Anders als beim jedem ICE-Reisenden als Notfalllektüre bekannten DB mobil taucht der Name des Herausgebers McKinsey auf den 130 Seiten des Magazins aber selten auf – „im Idealfall nur im Impressum“, sagt Chefredakteurin Risch. Seit vier Monaten setzt Risch auf Autoren, die sonst für Süddeutsche und Neue Zürcher Zeitung schreiben. Sie können sich Platz für ausführliche Geschichten lassen, McK will keinen McDonald’s-Häppchen-Journalismus, auch kritisch darf’s mal sein: etwa wenn es um abgeschottete Wohnparks in den USA geht oder verkrustete Strukturen im vermeintlichen Biotech-Mekka Martinsried aufgedeckt werden.

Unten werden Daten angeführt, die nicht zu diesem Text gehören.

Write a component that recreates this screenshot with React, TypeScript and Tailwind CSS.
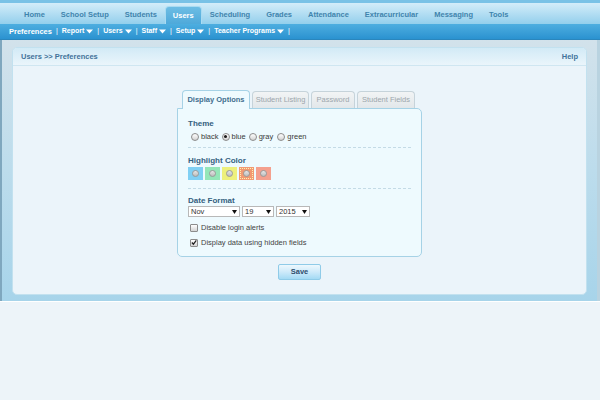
import React from "react"

// Preferences page of the school admin: top tabs, sub menu, and the
// "Display Options" tab box.

const topTabs = [
  "Home",
  "School Setup",
  "Students",
  "Users",
  "Scheduling",
  "Grades",
  "Attendance",
  "Extracurricular",
  "Messaging",
  "Tools",
]

const subMenu = [
  { label: "Report", arrow: true },
  { label: "Users", arrow: true },
  { label: "Staff", arrow: true },
  { label: "Setup", arrow: true },
  { label: "Teacher Programs", arrow: true },
]

function Caret() {
  return (
    <svg width="7" height="5" viewBox="0 0 7 5" className="ml-[2px] inline-block">
      <path d="M0 0.5 L7 0.5 L3.5 4.5 Z" fill="currentColor" />
    </svg>
  )
}

function Radio({ checked }: { checked?: boolean }) {
  return (
    <span className="flex h-[8px] w-[8px] items-center justify-center rounded-full border border-[#8c8c8c] bg-gradient-to-b from-[#ffffff] to-[#d4d4d4]">
      {checked && <span className="h-[3px] w-[3px] rounded-full bg-[#1a1a1a]" />}
    </span>
  )
}

function Checkbox({ checked }: { checked?: boolean }) {
  return (
    <span className="flex h-[8px] w-[8px] items-center justify-center rounded-[1px] border border-[#8c8c8c] bg-gradient-to-b from-[#ffffff] to-[#d4d4d4]">
      {checked && (
        <svg width="7" height="7" viewBox="0 0 7 7">
          <path d="M1 3.5 L2.8 5.5 L6.2 1" stroke="#222" strokeWidth="1.4" fill="none" />
        </svg>
      )}
    </span>
  )
}

function Select({ value, width }: { value: string; width: string }) {
  return (
    <div
      className={`flex h-[11px] items-center justify-between border border-[#b8b8b8] bg-white px-[2px] text-[7.5px] text-[#333] ${width}`}
    >
      <span>{value}</span>
      <svg width="5" height="4" viewBox="0 0 5 4">
        <path d="M0 0 L5 0 L2.5 4 Z" fill="#111" />
      </svg>
    </div>
  )
}

const swatches = [
  { bg: "bg-[#80d0f4]", ring: "" },
  { bg: "bg-[#94e6b8]", ring: "" },
  { bg: "bg-[#eef07c]", ring: "" },
  { bg: "bg-[#f29a72]", ring: "outline-1 outline-dotted outline-[#fff3b0] -outline-offset-2" },
  { bg: "bg-[#f4a08e]", ring: "" },
]

export default function App() {
  return (
    <div className="h-[400px] w-[600px] overflow-hidden bg-[#edf4f9] font-['Liberation_Sans',Arial,sans-serif]">
      {/* Main tabs */}
      <div className="flex h-[24px] items-end border-t-[3px] border-[#79c2e6] bg-gradient-to-b from-[#d3edf9] to-[#93cfec] pl-[16px]">
        {topTabs.map((t) =>
          t === "Users" ? (
            <div
              key={t}
              className="flex h-[18px] items-center rounded-t-[4px] border border-b-0 border-[#a9dbf2] bg-gradient-to-b from-[#6dbde4] to-[#4ea9da] px-[7px] text-[7.5px] font-bold text-white"
            >
              {t}
            </div>
          ) : (
            <div key={t} className="flex h-[18px] items-center px-[8px] text-[7.5px] font-bold text-[#3f84ad]">
              {t}
            </div>
          ),
        )}
      </div>

      {/* Sub menu */}
      <div className="flex h-[16px] items-center border-b border-[#2a86bd] bg-gradient-to-b from-[#4daee0] to-[#2a92d0] pl-[9px] text-[7px] font-bold text-white">
        <span className="text-[7.5px]">Preferences</span>
        {subMenu.map((m) => (
          <React.Fragment key={m.label}>
            <span className="px-[4px] font-normal">|</span>
            <span className="flex items-center">
              {m.label}
              {m.arrow && <Caret />}
            </span>
          </React.Fragment>
        ))}
        <span className="px-[4px] font-normal">|</span>
      </div>

      {/* Frame around the panel */}
      <div className="border-l-[2px] border-r-[3px] border-l-[#7fa7be] border-r-[#b9d3e0] bg-gradient-to-b from-[#d2e2eb] via-[#bcdcec] to-[#a7d4ea] px-[10px] pb-[6px] pt-[7px]">
        <div className="overflow-hidden rounded-[5px] border border-[#c2e1ef] bg-[#ebf4fa]">
          <div className="flex h-[18px] items-center justify-between border-b border-[#cfe6f1] bg-gradient-to-b from-[#d2eaf6] to-[#eaf5fb] px-[8px] text-[7.5px] font-bold text-[#41729a]">
            <span>Users &gt;&gt; Preferences</span>
            <span>Help</span>
          </div>

          <div className="flex flex-col items-center pb-[14px] pt-[24px]">
            <div className="w-[245px]">
              {/* Tabs */}
              <div className="flex items-end gap-[2px] pl-[5px]">
                <div className="relative z-10 -mb-px flex h-[19px] w-[68px] items-center justify-center rounded-t-[4px] border border-b-0 border-[#a6d2e6] bg-[#eefafe] text-[7.5px] font-bold text-[#3e6e8e]">
                  Display Options
                </div>
                <div className="flex h-[17px] w-[57px] items-center justify-center rounded-t-[4px] border border-b-0 border-[#c6d3da] bg-gradient-to-b from-[#f2f4f5] to-[#e2e7ea] text-[7.5px] text-[#9ca6ac]">
                  Student Listing
                </div>
                <div className="flex h-[17px] w-[44px] items-center justify-center rounded-t-[4px] border border-b-0 border-[#c6d3da] bg-gradient-to-b from-[#f2f4f5] to-[#e2e7ea] text-[7.5px] text-[#9ca6ac]">
                  Password
                </div>
                <div className="flex h-[17px] w-[58px] items-center justify-center rounded-t-[4px] border border-b-0 border-[#c6d3da] bg-gradient-to-b from-[#f2f4f5] to-[#e2e7ea] text-[7.5px] text-[#9ca6ac]">
                  Student Fields
                </div>
              </div>

              {/* Tab body */}
              <div className="rounded-[5px] rounded-tl-none border border-[#a6d2e6] bg-[#eefafe] px-[10px] pb-[8px] pt-[9px] text-[7.5px] leading-[11px] text-[#3a3a3a]">
                <div className="font-bold text-[8px] text-[#34607f]">Theme</div>
                <div className="mt-[2px] flex items-center pl-[3px]">
                  <Radio />
                  <span className="ml-[2px] mr-[3px]">black</span>
                  <Radio checked />
                  <span className="ml-[2px] mr-[3px]">blue</span>
                  <Radio />
                  <span className="ml-[2px] mr-[4px]">gray</span>
                  <Radio />
                  <span className="ml-[2px]">green</span>
                </div>

                <div className="mt-[5px] border-t border-dashed border-[#c4dbe6]" />

                <div className="mt-[7px] font-bold text-[8px] text-[#34607f]">Highlight Color</div>
                <div className="mt-[1px] flex gap-[2px]">
                  {swatches.map((s, i) => (
                    <div key={i} className={`flex h-[13px] w-[15px] items-center justify-center ${s.bg} ${s.ring}`}>
                      <span className="h-[7px] w-[7px] rounded-full border border-[#9a9a9a] bg-gradient-to-b from-[#e6e6e6] to-[#bdbdbd]" />
                    </div>
                  ))}
                </div>

                <div className="mt-[8px] border-t border-dashed border-[#c4dbe6]" />

                <div className="mt-[6px] font-bold text-[8px] text-[#34607f]">Date Format</div>
                <div className="flex gap-[2px]">
                  <Select value="Nov" width="w-[52px]" />
                  <Select value="19" width="w-[32px]" />
                  <Select value="2015" width="w-[34px]" />
                </div>

                <div className="mt-[5px] flex items-center pl-[2px]">
                  <Checkbox />
                  <span className="ml-[3px] text-[#444]">Disable login alerts</span>
                </div>
                <div className="mt-[4px] flex items-center pl-[2px]">
                  <Checkbox checked />
                  <span className="ml-[3px] text-[#444]">Display data using hidden fields</span>
                </div>
              </div>

              {/* Save */}
              <div className="mt-[7px] flex justify-center">
                <button className="flex h-[16px] w-[43px] items-center justify-center rounded-[2px] border border-[#8fcbe8] bg-gradient-to-b from-[#eef8fd] via-[#cdeafa] to-[#a3daf4] text-[7.5px] font-bold text-[#2c4c6c]">
                  Save
                </button>
              </div>
            </div>
          </div>
        </div>
      </div>
      <div className="h-px bg-white" />
    </div>
  )
}
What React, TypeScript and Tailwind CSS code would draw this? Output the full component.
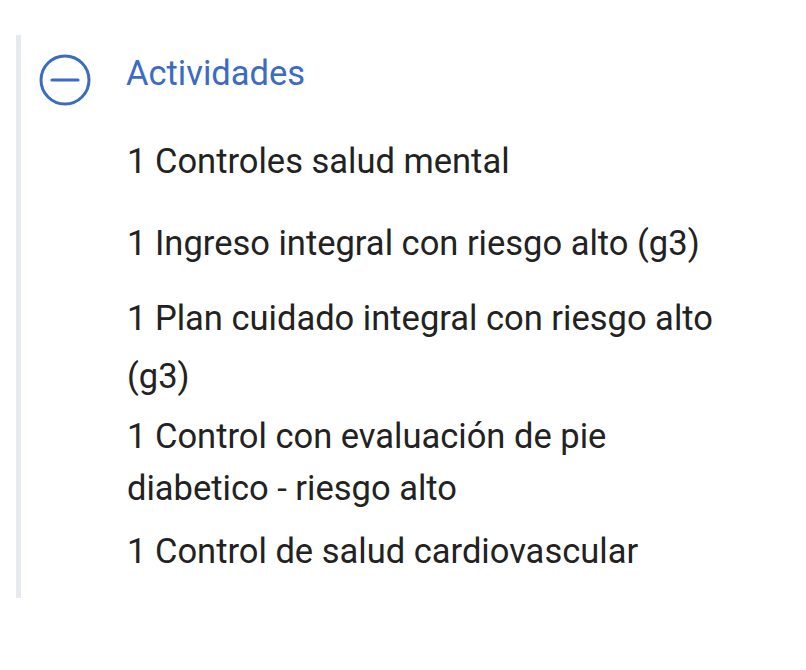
const items = [
  { label: '1 Controles salud mental', className: 'mt-[29px] leading-[52px]' },
  { label: '1 Ingreso integral con riesgo alto (g3)', className: 'mt-[30px] leading-[52px]' },
  { label: '1 Plan cuidado integral con riesgo alto (g3)', className: 'mt-[20px] leading-[58px]' },
  { label: '1 Control con evaluación de pie diabetico - riesgo alto', className: 'mt-[5px] leading-[52px]' },
  { label: '1 Control de salud cardiovascular', className: 'mt-[11px] leading-[52px]' },
];

const MinusCircle = () => (
  <svg width="52" height="52" viewBox="0 0 52 52" fill="none" className="mt-[7px] shrink-0">
    <circle cx="26" cy="26" r="24" stroke="#3b6cc1" strokeWidth="3" />
    <line x1="13" y1="26" x2="39" y2="26" stroke="#3b6cc1" strokeWidth="3.2" strokeLinecap="round" />
  </svg>
);

export default function App() {
  return (
    <div className="w-[806px] h-[670px] bg-white font-['Roboto',sans-serif]">
      <div className="ml-[16px] pt-[35px]">
        <div className="border-l-[5px] border-[#e6e9ee] h-[563px] pt-[12px] pl-[18px]">
          <div className="flex items-start">
            <MinusCircle />
            <span className="ml-[35px] text-[34.5px] leading-[52px] text-[#3b6cc1]">Actividades</span>
          </div>
          <ul className="ml-[88px] w-[600px] flex flex-col">
            {items.map((item) => (
              <li key={item.label} className={`${item.className} text-[34.5px] text-[#222222]`}>
                {item.label}
              </li>
            ))}
          </ul>
        </div>
      </div>
    </div>
  );
}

Risch schwärmt von den journalistischen Vorteilen, die die Zusammenarbeit mit den Beratern bringe: „Es gibt so viel Know-how in Unternehmen, das wir normalerweise nicht erzählt bekommen.“ Nach Besprechungen mit den Beratern zum Schwerpunktthema gingen die Journalisten die Themen aber unabhängig an und steuerten neue Sichtweisen bei, beteuert sie. Organisatorisch ist die Redaktion des McK-Magazins von der Mutter brand eins getrennt, das Erscheinungsbild der beiden Hefte aber sehr ähnlich. Negative Auswirkungen der Auftragsproduktion für McKinsey auf den Ruf von brand eins, das als unabhängiges, innovatives Wirtschaftsmagazin gilt, befürchtet Risch nicht.

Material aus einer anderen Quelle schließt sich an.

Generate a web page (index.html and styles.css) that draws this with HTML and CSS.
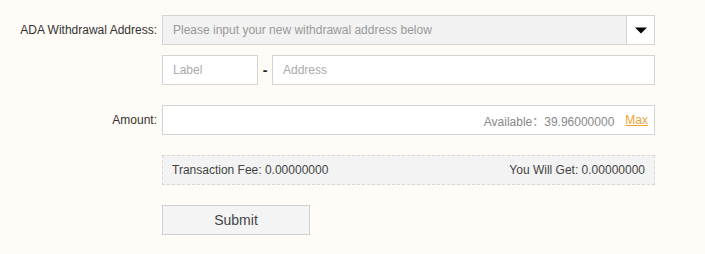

Mit dem Engagement im Corporate Publishing ist brand eins schließlich nicht allein: Großverlage wie Gruner + Jahr, Burda, Bauer und Holtzbrinck haben unter ihrem Dach schon länger eigene Abteilungen für Corporate Publishing. National-Geographic-Chefredakteur Klaus Liedtke, früher Stern-Chef, ist zugleich auch für das Lufthansa-Magazin verantwortlich. Um seinen Anspruch als unabhängiges Magazin zu unterstreichen, ist McK Wissen auch im normalen Zeitschriftenhandel erhältlich. Stolze 15 Euro kostet das Hochglanzheft da vierteljährlich.

Stefan Endrös, Vorstandsmitglied der Branchenorganisation Forum Corporate Publishing, hält den Kioskvertrieb für wenig effizient: „Das schmeichelt ausschließlich dem Herausgeber und dem betreuenden Verlag.“ Der Großteil der Auflage von McK Wissen geht deshalb ganz traditionell kostenlos an Kunden der Unternehmensberatung.

Bei McKinsey und brand eins sollte man nämlich aufpassen: Das Magazin eines Helmstedter Energieunternehmens wurde nach Branchenberichten eingestellt, weil es sich zu innovativ und unternehmensfern gegeben haben soll.